** Do this **
Retype each line of the material exactly, please, skipping any picture in it.

## START Source data

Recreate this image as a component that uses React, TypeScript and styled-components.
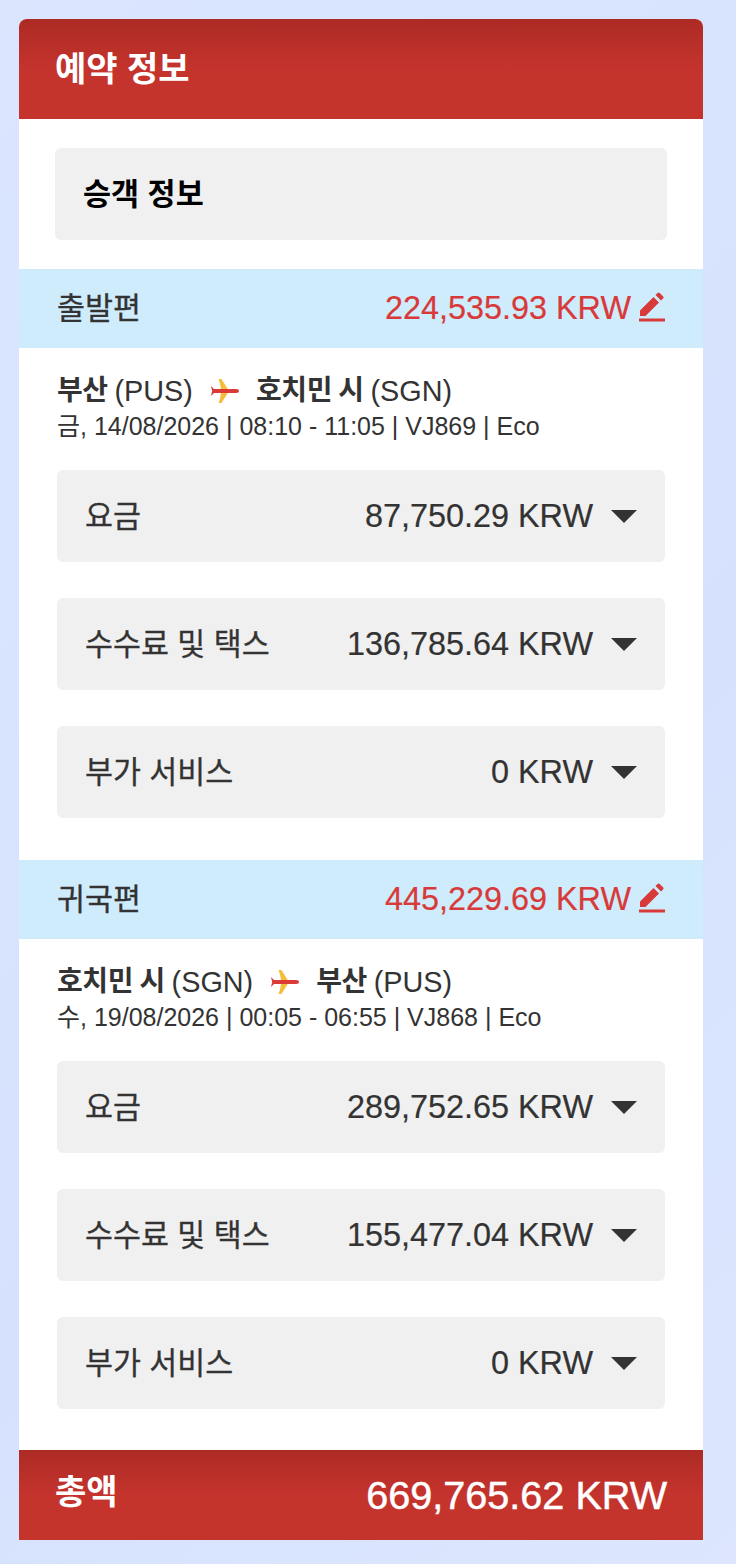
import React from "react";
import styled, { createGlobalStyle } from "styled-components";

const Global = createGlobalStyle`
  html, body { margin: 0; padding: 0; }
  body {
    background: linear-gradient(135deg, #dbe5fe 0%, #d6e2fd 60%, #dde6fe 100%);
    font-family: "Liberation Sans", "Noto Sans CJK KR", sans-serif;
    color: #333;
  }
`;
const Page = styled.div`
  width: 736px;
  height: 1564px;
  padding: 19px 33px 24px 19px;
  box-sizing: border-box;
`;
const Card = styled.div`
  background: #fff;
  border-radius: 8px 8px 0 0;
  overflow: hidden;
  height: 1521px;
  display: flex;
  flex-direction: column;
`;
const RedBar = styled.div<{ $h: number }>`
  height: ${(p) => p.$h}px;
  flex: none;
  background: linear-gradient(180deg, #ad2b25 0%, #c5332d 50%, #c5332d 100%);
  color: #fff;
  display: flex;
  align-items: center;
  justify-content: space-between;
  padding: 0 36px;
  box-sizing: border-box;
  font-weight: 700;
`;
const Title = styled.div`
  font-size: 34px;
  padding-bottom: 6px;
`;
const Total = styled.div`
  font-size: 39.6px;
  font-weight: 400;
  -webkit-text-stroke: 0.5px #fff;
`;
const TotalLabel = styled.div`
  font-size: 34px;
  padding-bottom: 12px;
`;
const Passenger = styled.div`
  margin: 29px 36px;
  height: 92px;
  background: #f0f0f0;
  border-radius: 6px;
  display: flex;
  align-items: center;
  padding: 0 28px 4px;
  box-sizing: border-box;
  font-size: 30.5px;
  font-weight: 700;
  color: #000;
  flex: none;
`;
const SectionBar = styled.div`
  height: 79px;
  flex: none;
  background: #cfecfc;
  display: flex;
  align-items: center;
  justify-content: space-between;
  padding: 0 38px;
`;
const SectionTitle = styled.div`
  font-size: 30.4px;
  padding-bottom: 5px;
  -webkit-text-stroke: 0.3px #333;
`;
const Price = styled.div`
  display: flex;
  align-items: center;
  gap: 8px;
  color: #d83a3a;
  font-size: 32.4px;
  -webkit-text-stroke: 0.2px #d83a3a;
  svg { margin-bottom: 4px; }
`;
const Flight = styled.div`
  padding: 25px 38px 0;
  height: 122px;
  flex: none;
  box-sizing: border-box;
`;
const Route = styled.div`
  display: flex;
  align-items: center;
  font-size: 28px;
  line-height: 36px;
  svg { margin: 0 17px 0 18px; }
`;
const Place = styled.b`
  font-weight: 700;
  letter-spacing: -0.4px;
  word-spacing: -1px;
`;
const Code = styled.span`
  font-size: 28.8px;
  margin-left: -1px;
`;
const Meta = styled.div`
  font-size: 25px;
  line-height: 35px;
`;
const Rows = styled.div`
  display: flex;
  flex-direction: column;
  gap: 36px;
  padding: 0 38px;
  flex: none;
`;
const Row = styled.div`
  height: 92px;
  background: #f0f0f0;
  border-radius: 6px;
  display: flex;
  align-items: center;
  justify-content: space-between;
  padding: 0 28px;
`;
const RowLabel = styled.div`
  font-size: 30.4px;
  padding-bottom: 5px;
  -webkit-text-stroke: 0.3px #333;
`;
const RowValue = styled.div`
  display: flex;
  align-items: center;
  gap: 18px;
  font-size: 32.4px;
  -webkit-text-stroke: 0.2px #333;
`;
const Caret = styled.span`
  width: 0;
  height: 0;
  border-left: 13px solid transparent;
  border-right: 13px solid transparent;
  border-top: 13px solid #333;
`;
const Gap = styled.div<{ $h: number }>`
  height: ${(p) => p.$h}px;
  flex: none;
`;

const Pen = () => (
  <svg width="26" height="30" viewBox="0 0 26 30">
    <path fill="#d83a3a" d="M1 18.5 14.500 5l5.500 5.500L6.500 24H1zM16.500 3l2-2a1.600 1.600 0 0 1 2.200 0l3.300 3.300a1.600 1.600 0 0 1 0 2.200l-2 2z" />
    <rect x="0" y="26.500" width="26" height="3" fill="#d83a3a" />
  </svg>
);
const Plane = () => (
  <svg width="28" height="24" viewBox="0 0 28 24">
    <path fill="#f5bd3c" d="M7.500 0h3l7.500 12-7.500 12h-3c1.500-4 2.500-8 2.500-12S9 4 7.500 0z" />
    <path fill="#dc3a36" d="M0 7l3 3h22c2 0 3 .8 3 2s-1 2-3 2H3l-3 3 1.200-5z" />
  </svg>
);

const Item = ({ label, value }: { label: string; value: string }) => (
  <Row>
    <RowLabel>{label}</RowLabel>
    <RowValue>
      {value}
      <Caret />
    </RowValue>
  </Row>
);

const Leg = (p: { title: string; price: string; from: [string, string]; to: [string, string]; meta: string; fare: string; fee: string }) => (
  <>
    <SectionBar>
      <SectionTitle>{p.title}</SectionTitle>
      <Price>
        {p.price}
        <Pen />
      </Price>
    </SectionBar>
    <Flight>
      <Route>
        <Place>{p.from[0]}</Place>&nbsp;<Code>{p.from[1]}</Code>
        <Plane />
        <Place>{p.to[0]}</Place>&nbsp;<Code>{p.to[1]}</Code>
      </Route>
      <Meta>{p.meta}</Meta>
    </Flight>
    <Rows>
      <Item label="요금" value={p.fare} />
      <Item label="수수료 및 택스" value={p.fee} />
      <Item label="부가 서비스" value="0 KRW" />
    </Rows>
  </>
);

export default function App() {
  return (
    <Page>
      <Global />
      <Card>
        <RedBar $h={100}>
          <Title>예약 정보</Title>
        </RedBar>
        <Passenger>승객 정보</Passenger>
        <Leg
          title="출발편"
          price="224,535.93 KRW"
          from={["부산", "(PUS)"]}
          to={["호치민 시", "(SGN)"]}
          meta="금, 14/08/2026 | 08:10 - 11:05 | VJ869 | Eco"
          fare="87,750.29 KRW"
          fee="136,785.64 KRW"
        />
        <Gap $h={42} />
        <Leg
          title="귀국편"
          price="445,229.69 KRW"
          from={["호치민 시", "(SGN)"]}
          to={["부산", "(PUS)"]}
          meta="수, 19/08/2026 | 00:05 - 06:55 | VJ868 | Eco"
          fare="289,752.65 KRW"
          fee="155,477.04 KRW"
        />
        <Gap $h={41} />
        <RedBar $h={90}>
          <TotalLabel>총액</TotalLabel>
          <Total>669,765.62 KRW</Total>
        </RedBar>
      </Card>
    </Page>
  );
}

## END Source data

** Response below **
Recreate this image as a component that uses React, TypeScript and styled-components.
import React from "react";
import styled, { createGlobalStyle } from "styled-components";

const Global = createGlobalStyle`
  html, body { margin: 0; padding: 0; }
  body {
    background: linear-gradient(135deg, #dbe5fe 0%, #d6e2fd 60%, #dde6fe 100%);
    font-family: "Liberation Sans", "Noto Sans CJK KR", sans-serif;
    color: #333;
  }
`;
const Page = styled.div`
  width: 736px;
  height: 1564px;
  padding: 19px 33px 24px 19px;
  box-sizing: border-box;
`;
const Card = styled.div`
  background: #fff;
  border-radius: 8px 8px 0 0;
  overflow: hidden;
  height: 1521px;
  display: flex;
  flex-direction: column;
`;
const RedBar = styled.div<{ $h: number }>`
  height: ${(p) => p.$h}px;
  flex: none;
  background: linear-gradient(180deg, #ad2b25 0%, #c5332d 50%, #c5332d 100%);
  color: #fff;
  display: flex;
  align-items: center;
  justify-content: space-between;
  padding: 0 36px;
  box-sizing: border-box;
  font-weight: 700;
`;
const Title = styled.div`
  font-size: 34px;
  padding-bottom: 6px;
`;
const Total = styled.div`
  font-size: 39.6px;
  font-weight: 400;
  -webkit-text-stroke: 0.5px #fff;
`;
const TotalLabel = styled.div`
  font-size: 34px;
  padding-bottom: 12px;
`;
const Passenger = styled.div`
  margin: 29px 36px;
  height: 92px;
  background: #f0f0f0;
  border-radius: 6px;
  display: flex;
  align-items: center;
  padding: 0 28px 4px;
  box-sizing: border-box;
  font-size: 30.5px;
  font-weight: 700;
  color: #000;
  flex: none;
`;
const SectionBar = styled.div`
  height: 79px;
  flex: none;
  background: #cfecfc;
  display: flex;
  align-items: center;
  justify-content: space-between;
  padding: 0 38px;
`;
const SectionTitle = styled.div`
  font-size: 30.4px;
  padding-bottom: 5px;
  -webkit-text-stroke: 0.3px #333;
`;
const Price = styled.div`
  display: flex;
  align-items: center;
  gap: 8px;
  color: #d83a3a;
  font-size: 32.4px;
  -webkit-text-stroke: 0.2px #d83a3a;
  svg { margin-bottom: 4px; }
`;
const Flight = styled.div`
  padding: 25px 38px 0;
  height: 122px;
  flex: none;
  box-sizing: border-box;
`;
const Route = styled.div`
  display: flex;
  align-items: center;
  font-size: 28px;
  line-height: 36px;
  svg { margin: 0 17px 0 18px; }
`;
const Place = styled.b`
  font-weight: 700;
  letter-spacing: -0.4px;
  word-spacing: -1px;
`;
const Code = styled.span`
  font-size: 28.8px;
  margin-left: -1px;
`;
const Meta = styled.div`
  font-size: 25px;
  line-height: 35px;
`;
const Rows = styled.div`
  display: flex;
  flex-direction: column;
  gap: 36px;
  padding: 0 38px;
  flex: none;
`;
const Row = styled.div`
  height: 92px;
  background: #f0f0f0;
  border-radius: 6px;
  display: flex;
  align-items: center;
  justify-content: space-between;
  padding: 0 28px;
`;
const RowLabel = styled.div`
  font-size: 30.4px;
  padding-bottom: 5px;
  -webkit-text-stroke: 0.3px #333;
`;
const RowValue = styled.div`
  display: flex;
  align-items: center;
  gap: 18px;
  font-size: 32.4px;
  -webkit-text-stroke: 0.2px #333;
`;
const Caret = styled.span`
  width: 0;
  height: 0;
  border-left: 13px solid transparent;
  border-right: 13px solid transparent;
  border-top: 13px solid #333;
`;
const Gap = styled.div<{ $h: number }>`
  height: ${(p) => p.$h}px;
  flex: none;
`;

const Pen = () => (
  <svg width="26" height="30" viewBox="0 0 26 30">
    <path fill="#d83a3a" d="M1 18.5 14.500 5l5.500 5.500L6.500 24H1zM16.500 3l2-2a1.600 1.600 0 0 1 2.200 0l3.300 3.300a1.600 1.600 0 0 1 0 2.200l-2 2z" />
    <rect x="0" y="26.500" width="26" height="3" fill="#d83a3a" />
  </svg>
);
const Plane = () => (
  <svg width="28" height="24" viewBox="0 0 28 24">
    <path fill="#f5bd3c" d="M7.500 0h3l7.500 12-7.500 12h-3c1.500-4 2.500-8 2.500-12S9 4 7.500 0z" />
    <path fill="#dc3a36" d="M0 7l3 3h22c2 0 3 .8 3 2s-1 2-3 2H3l-3 3 1.200-5z" />
  </svg>
);

const Item = ({ label, value }: { label: string; value: string }) => (
  <Row>
    <RowLabel>{label}</RowLabel>
    <RowValue>
      {value}
      <Caret />
    </RowValue>
  </Row>
);

const Leg = (p: { title: string; price: string; from: [string, string]; to: [string, string]; meta: string; fare: string; fee: string }) => (
  <>
    <SectionBar>
      <SectionTitle>{p.title}</SectionTitle>
      <Price>
        {p.price}
        <Pen />
      </Price>
    </SectionBar>
    <Flight>
      <Route>
        <Place>{p.from[0]}</Place>&nbsp;<Code>{p.from[1]}</Code>
        <Plane />
        <Place>{p.to[0]}</Place>&nbsp;<Code>{p.to[1]}</Code>
      </Route>
      <Meta>{p.meta}</Meta>
    </Flight>
    <Rows>
      <Item label="요금" value={p.fare} />
      <Item label="수수료 및 택스" value={p.fee} />
      <Item label="부가 서비스" value="0 KRW" />
    </Rows>
  </>
);

export default function App() {
  return (
    <Page>
      <Global />
      <Card>
        <RedBar $h={100}>
          <Title>예약 정보</Title>
        </RedBar>
        <Passenger>승객 정보</Passenger>
        <Leg
          title="출발편"
          price="224,535.93 KRW"
          from={["부산", "(PUS)"]}
          to={["호치민 시", "(SGN)"]}
          meta="금, 14/08/2026 | 08:10 - 11:05 | VJ869 | Eco"
          fare="87,750.29 KRW"
          fee="136,785.64 KRW"
        />
        <Gap $h={42} />
        <Leg
          title="귀국편"
          price="445,229.69 KRW"
          from={["호치민 시", "(SGN)"]}
          to={["부산", "(PUS)"]}
          meta="수, 19/08/2026 | 00:05 - 06:55 | VJ868 | Eco"
          fare="289,752.65 KRW"
          fee="155,477.04 KRW"
        />
        <Gap $h={41} />
        <RedBar $h={90}>
          <TotalLabel>총액</TotalLabel>
          <Total>669,765.62 KRW</Total>
        </RedBar>
      </Card>
    </Page>
  );
}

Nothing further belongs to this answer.